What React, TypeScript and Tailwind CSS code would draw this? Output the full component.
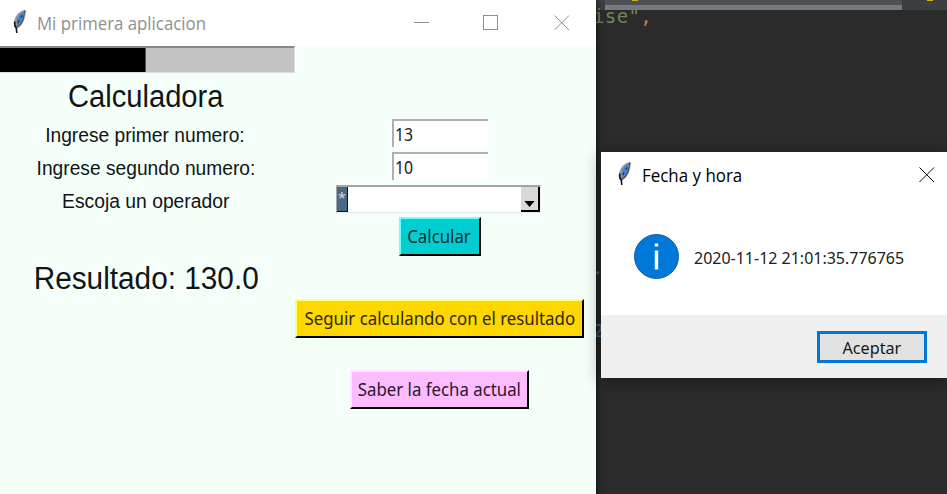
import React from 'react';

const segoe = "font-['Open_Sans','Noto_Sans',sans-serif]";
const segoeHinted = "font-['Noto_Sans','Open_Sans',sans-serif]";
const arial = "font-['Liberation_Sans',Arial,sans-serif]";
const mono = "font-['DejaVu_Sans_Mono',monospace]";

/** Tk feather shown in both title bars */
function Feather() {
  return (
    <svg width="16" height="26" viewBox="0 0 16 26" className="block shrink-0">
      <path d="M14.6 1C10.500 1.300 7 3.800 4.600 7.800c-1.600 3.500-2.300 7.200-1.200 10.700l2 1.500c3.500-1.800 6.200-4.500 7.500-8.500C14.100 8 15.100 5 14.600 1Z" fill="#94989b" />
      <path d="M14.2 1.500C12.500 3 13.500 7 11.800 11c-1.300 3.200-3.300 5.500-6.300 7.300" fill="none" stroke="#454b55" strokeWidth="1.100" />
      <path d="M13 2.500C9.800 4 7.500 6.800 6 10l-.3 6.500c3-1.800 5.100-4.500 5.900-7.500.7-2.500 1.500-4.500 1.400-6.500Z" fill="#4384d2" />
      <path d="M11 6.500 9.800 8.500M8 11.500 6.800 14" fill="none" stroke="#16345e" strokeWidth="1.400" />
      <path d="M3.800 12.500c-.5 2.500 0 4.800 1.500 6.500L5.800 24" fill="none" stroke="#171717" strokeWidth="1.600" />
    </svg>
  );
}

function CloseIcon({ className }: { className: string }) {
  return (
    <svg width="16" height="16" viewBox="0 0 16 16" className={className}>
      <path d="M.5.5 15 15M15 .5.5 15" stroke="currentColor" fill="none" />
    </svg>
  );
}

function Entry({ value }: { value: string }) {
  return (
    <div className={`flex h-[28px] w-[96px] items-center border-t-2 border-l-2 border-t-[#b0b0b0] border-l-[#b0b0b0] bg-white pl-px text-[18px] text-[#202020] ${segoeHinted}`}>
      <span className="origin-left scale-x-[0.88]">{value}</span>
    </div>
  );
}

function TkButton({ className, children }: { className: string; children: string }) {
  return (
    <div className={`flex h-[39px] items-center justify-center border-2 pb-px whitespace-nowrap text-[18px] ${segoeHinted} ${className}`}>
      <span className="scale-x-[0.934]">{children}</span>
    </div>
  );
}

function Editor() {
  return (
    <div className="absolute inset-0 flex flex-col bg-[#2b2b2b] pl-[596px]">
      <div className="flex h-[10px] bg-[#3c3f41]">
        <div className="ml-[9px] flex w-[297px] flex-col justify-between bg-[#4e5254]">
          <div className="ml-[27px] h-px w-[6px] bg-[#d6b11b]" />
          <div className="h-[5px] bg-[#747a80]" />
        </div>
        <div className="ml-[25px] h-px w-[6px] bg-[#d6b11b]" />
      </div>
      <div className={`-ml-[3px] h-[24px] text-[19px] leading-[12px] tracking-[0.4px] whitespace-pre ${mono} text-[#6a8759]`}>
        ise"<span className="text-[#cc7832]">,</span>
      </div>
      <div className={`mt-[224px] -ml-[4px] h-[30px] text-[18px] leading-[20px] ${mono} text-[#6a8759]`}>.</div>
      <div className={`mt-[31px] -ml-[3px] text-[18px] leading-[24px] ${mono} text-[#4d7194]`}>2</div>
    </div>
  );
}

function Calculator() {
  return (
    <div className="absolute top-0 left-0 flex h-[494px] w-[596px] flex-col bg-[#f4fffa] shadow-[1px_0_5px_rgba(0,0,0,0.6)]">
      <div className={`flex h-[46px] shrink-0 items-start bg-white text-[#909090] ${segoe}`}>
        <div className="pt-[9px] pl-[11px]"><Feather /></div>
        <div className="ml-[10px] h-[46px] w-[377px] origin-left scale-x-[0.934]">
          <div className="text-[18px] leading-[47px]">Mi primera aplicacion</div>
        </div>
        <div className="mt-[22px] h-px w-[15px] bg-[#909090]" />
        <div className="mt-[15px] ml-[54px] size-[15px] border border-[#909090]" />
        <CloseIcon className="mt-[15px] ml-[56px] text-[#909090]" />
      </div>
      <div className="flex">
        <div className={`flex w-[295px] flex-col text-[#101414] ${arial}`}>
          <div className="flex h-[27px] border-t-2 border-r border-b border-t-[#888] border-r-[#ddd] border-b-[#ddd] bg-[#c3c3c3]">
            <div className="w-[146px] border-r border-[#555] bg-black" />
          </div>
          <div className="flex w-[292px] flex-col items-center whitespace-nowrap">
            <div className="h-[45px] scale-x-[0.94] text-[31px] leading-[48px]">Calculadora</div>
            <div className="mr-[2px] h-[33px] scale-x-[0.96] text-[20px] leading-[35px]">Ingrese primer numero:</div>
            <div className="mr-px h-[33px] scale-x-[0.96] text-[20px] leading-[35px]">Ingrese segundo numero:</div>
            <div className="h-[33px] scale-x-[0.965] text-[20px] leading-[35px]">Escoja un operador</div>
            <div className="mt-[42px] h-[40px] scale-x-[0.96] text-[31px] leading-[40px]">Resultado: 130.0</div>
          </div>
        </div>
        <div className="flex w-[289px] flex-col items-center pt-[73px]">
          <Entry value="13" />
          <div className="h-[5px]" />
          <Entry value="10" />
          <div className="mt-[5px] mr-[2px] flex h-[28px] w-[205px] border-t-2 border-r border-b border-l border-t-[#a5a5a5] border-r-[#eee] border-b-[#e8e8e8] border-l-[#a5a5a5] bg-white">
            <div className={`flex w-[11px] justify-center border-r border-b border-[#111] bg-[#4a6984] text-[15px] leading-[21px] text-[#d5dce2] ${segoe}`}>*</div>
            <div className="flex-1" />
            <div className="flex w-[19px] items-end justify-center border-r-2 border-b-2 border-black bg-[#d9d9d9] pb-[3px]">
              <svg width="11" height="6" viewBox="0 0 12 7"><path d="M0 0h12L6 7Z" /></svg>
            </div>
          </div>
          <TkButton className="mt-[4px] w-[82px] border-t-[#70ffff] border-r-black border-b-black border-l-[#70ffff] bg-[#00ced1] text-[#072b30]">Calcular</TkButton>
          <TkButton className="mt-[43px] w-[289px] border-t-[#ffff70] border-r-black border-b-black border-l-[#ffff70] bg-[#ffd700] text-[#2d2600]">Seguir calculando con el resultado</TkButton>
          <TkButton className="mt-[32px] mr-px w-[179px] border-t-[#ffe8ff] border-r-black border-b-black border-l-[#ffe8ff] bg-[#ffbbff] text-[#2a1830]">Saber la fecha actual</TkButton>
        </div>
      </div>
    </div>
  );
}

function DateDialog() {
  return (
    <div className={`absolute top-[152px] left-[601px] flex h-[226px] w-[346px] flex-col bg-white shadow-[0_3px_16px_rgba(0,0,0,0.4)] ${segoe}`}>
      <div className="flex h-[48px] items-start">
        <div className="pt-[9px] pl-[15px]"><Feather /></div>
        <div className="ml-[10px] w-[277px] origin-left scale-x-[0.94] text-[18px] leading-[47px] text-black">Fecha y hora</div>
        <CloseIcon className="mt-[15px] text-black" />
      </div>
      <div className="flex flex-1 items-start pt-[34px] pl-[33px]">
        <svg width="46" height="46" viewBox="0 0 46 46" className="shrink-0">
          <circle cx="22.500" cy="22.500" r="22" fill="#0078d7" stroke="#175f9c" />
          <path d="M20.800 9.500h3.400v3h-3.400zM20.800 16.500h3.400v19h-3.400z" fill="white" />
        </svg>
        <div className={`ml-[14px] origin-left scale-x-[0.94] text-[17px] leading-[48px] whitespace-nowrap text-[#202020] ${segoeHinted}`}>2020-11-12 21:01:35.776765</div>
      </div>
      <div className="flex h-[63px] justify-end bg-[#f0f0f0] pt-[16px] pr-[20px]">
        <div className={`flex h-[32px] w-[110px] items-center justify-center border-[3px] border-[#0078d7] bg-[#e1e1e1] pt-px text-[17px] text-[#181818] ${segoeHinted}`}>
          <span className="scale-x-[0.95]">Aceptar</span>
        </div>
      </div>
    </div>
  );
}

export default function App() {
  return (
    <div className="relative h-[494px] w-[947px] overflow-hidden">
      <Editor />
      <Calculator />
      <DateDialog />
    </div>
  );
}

What the task requires: Write out exactly the opening lines of the data, stopping after the line that holds "import React from 'react';". Exclude pictures.

Full solution:
What React, TypeScript and Tailwind CSS code would draw this? Output the full component.
import React from 'react';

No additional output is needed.